------ Records provided ------

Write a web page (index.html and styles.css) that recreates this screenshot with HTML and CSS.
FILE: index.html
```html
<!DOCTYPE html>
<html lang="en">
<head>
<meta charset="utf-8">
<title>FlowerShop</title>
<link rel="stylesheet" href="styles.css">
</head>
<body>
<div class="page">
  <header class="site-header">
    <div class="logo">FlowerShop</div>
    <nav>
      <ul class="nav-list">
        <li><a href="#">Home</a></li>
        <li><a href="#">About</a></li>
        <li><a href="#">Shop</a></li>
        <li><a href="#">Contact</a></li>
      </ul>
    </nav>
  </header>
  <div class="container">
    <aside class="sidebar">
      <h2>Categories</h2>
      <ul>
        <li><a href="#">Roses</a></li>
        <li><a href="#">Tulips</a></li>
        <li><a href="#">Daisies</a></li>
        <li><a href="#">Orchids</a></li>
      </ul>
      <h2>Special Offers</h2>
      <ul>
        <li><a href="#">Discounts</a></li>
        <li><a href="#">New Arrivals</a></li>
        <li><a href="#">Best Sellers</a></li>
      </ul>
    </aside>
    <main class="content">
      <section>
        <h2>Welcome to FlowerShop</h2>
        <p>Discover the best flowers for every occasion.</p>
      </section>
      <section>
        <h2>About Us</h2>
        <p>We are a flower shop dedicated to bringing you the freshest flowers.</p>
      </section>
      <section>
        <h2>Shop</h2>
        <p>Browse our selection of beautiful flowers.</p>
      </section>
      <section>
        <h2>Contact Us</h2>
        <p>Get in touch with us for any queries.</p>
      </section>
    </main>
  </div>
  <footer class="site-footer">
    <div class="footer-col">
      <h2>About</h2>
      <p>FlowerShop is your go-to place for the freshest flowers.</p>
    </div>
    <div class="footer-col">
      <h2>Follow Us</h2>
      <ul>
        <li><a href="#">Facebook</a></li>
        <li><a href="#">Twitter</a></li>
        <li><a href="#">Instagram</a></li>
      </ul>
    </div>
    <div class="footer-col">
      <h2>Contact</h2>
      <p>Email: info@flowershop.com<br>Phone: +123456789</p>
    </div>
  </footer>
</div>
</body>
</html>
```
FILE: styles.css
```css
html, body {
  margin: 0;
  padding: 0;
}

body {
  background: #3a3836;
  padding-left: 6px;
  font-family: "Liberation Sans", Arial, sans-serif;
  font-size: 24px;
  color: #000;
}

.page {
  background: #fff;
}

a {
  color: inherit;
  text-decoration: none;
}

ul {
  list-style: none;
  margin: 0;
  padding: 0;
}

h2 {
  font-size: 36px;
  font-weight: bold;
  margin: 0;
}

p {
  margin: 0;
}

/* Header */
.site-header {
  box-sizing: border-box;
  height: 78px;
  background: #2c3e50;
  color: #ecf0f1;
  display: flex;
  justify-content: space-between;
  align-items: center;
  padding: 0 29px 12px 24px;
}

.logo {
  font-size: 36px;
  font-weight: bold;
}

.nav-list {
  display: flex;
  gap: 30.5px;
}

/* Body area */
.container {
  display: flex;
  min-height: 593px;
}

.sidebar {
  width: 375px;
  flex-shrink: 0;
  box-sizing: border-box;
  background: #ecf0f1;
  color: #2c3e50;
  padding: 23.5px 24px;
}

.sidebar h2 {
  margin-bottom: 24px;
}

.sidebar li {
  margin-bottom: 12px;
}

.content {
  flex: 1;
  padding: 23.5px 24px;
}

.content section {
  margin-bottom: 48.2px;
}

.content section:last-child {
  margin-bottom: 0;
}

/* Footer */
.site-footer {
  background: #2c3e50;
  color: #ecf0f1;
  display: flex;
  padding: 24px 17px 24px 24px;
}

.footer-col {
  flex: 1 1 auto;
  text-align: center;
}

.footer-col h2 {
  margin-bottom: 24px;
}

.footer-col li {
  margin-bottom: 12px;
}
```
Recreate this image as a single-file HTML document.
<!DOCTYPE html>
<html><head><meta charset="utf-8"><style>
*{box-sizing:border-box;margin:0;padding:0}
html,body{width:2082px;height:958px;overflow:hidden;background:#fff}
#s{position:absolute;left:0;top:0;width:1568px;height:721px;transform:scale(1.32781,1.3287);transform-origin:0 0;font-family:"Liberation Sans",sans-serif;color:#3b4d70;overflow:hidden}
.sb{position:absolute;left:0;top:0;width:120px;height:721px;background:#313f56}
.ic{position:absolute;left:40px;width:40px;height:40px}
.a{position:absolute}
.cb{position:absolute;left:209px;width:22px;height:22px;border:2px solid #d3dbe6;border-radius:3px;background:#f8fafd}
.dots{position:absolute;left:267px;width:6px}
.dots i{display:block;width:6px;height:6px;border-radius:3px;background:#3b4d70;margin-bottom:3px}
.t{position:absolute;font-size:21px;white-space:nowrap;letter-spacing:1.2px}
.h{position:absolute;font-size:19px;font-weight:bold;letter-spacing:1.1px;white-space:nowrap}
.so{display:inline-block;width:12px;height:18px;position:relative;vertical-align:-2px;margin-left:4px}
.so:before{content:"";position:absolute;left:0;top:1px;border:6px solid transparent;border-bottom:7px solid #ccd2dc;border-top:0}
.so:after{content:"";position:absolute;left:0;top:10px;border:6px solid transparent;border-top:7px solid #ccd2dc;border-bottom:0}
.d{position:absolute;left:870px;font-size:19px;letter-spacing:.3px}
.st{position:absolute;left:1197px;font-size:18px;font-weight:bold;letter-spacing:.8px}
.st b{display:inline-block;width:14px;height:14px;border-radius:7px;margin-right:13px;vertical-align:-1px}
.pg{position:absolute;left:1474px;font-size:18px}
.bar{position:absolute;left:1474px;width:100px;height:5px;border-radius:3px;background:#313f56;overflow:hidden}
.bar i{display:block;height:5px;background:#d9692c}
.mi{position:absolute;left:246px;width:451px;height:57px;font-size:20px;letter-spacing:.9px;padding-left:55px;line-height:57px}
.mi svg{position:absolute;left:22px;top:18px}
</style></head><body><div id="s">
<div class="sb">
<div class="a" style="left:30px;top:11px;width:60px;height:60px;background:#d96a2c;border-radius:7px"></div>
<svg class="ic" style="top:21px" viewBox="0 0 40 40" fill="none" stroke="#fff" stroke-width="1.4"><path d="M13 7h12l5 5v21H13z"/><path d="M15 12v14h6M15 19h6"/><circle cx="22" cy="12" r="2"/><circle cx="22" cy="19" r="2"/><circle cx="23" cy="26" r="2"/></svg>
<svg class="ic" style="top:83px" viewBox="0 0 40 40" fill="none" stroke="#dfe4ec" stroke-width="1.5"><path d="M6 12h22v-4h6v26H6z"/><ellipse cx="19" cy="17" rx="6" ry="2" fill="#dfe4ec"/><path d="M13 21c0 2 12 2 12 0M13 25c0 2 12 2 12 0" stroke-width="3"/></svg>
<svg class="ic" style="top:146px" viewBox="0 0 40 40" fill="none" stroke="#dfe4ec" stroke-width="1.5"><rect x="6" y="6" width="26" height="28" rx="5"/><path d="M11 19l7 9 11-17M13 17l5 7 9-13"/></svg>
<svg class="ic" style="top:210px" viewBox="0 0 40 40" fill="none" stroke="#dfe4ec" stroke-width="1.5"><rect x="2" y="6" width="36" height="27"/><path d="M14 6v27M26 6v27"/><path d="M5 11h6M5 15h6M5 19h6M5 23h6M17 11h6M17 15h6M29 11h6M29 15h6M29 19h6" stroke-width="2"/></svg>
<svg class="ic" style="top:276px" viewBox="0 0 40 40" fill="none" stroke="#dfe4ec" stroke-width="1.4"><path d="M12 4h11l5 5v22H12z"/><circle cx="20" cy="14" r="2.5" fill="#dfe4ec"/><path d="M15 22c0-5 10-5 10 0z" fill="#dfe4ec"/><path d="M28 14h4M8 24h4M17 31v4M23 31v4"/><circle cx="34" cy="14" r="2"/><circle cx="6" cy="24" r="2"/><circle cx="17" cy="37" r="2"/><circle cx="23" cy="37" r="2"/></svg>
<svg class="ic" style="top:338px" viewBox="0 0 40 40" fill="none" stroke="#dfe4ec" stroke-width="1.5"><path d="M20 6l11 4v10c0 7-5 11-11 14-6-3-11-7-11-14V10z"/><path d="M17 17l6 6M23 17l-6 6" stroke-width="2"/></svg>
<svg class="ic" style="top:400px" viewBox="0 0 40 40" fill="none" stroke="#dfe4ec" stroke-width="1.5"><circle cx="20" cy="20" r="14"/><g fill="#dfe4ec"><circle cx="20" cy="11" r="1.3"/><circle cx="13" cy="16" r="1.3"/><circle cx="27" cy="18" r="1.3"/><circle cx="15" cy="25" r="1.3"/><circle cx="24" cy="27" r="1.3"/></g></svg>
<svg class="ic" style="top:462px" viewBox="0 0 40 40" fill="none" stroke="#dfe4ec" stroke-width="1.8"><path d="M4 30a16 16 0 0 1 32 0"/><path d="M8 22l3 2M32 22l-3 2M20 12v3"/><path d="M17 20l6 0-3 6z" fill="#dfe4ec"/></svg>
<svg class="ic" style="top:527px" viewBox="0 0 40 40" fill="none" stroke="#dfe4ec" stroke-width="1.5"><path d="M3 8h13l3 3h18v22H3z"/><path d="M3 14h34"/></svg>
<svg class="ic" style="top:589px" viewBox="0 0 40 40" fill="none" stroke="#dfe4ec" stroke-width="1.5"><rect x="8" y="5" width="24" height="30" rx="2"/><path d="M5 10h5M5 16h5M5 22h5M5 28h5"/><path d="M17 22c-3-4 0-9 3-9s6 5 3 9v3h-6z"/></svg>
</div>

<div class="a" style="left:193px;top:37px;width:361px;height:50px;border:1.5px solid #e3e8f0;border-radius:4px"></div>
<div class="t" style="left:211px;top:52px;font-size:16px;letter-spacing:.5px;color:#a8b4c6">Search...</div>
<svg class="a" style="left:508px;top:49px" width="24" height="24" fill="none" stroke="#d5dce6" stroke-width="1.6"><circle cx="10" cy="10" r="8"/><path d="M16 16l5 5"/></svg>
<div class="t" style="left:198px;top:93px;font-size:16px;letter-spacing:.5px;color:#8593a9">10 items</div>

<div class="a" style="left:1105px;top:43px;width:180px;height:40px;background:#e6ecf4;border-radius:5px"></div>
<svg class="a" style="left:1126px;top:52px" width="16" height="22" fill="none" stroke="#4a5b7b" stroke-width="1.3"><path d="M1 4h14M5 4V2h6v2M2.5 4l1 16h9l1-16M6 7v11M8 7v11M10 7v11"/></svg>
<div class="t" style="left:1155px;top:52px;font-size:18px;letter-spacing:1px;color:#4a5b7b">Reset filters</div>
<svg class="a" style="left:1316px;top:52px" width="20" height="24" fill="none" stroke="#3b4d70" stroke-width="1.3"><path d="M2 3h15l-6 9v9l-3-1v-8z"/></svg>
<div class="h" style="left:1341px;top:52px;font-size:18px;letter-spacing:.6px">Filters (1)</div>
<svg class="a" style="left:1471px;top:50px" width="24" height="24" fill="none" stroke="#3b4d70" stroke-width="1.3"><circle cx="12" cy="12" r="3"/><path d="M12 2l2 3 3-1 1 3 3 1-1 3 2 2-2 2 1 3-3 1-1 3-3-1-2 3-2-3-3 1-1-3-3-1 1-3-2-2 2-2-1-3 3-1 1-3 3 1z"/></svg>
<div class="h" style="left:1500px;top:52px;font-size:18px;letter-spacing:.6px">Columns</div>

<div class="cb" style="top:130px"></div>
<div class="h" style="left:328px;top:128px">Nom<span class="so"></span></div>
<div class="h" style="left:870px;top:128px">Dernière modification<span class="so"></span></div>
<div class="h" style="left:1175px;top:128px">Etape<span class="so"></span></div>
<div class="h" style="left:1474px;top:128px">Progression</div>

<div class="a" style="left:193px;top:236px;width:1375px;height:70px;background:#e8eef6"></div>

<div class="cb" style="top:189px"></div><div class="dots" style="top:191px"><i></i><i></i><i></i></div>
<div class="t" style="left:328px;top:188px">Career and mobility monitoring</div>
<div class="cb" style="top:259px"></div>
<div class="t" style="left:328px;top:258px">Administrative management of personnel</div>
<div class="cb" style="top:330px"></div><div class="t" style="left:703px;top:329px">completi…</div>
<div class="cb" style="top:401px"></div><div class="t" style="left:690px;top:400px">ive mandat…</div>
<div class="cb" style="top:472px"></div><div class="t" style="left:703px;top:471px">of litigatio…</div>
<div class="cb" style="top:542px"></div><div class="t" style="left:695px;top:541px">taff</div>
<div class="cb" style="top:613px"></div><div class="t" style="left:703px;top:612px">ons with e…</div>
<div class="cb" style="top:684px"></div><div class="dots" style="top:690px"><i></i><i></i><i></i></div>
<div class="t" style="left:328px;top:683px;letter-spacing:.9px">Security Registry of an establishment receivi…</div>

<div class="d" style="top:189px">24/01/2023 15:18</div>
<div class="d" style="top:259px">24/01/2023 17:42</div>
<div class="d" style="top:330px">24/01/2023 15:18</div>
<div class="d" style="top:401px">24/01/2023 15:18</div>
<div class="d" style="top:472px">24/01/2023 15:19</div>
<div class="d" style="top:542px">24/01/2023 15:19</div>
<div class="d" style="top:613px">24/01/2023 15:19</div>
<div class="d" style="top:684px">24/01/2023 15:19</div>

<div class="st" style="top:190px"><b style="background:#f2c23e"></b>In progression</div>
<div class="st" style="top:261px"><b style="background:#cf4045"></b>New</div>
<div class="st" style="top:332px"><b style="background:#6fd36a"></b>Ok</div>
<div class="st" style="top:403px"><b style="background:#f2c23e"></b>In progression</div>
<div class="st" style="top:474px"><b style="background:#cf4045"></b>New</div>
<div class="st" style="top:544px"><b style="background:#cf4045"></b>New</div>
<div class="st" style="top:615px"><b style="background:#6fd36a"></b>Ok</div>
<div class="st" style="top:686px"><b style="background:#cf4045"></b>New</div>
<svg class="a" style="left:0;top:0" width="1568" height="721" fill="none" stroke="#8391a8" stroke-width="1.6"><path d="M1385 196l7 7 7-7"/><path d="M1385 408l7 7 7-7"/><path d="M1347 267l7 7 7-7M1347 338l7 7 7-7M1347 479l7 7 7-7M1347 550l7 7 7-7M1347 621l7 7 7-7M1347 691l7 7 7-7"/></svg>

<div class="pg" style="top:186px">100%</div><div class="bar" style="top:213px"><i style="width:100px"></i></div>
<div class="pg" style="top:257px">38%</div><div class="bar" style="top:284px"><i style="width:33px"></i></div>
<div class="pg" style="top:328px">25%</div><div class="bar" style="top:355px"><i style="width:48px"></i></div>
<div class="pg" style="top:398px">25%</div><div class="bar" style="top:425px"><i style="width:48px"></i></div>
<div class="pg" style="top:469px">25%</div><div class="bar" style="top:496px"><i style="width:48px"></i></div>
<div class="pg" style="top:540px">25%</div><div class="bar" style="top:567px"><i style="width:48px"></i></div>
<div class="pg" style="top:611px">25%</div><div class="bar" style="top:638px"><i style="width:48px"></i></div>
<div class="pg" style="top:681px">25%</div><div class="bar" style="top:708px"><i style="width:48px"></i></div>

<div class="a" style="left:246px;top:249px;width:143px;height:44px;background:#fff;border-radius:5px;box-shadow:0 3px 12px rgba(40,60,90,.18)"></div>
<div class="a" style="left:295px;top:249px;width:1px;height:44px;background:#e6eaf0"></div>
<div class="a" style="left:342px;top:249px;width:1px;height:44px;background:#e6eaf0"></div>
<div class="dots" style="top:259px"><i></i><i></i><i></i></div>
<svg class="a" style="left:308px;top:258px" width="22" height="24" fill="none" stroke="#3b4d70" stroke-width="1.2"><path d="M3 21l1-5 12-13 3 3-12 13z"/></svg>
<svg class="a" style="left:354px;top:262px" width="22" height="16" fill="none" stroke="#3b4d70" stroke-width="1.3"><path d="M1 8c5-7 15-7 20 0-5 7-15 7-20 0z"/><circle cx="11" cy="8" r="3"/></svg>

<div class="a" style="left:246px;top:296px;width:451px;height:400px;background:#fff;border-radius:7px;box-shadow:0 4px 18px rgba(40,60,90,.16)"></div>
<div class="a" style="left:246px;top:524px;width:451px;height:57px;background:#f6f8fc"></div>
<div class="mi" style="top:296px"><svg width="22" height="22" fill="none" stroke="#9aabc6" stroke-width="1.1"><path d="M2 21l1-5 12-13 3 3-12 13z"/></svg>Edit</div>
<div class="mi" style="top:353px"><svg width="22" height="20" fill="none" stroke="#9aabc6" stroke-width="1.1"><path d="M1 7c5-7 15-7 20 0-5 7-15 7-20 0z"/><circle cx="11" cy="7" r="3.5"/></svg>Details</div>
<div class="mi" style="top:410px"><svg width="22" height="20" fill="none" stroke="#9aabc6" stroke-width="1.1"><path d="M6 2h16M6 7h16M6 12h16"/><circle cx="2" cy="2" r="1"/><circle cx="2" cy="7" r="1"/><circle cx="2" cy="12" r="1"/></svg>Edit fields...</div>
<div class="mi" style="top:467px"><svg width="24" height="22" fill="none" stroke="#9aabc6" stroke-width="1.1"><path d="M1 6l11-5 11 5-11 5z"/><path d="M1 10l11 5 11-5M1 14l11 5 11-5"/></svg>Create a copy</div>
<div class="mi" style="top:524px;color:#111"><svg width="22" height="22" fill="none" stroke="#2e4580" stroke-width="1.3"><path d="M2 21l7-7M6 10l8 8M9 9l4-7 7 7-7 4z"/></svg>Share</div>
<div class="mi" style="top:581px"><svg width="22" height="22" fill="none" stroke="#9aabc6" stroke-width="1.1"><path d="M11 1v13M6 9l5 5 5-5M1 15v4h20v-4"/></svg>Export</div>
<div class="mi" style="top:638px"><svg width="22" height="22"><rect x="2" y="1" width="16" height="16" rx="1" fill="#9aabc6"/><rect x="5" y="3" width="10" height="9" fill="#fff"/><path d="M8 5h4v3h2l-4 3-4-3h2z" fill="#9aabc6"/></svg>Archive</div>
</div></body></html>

------

• **Problem requirements**: Read through the data and copy every line where "page" shows up.

• **Task output**:
Write a web page (index.html and styles.css) that recreates this screenshot with HTML and CSS.
<div class="page">
.page {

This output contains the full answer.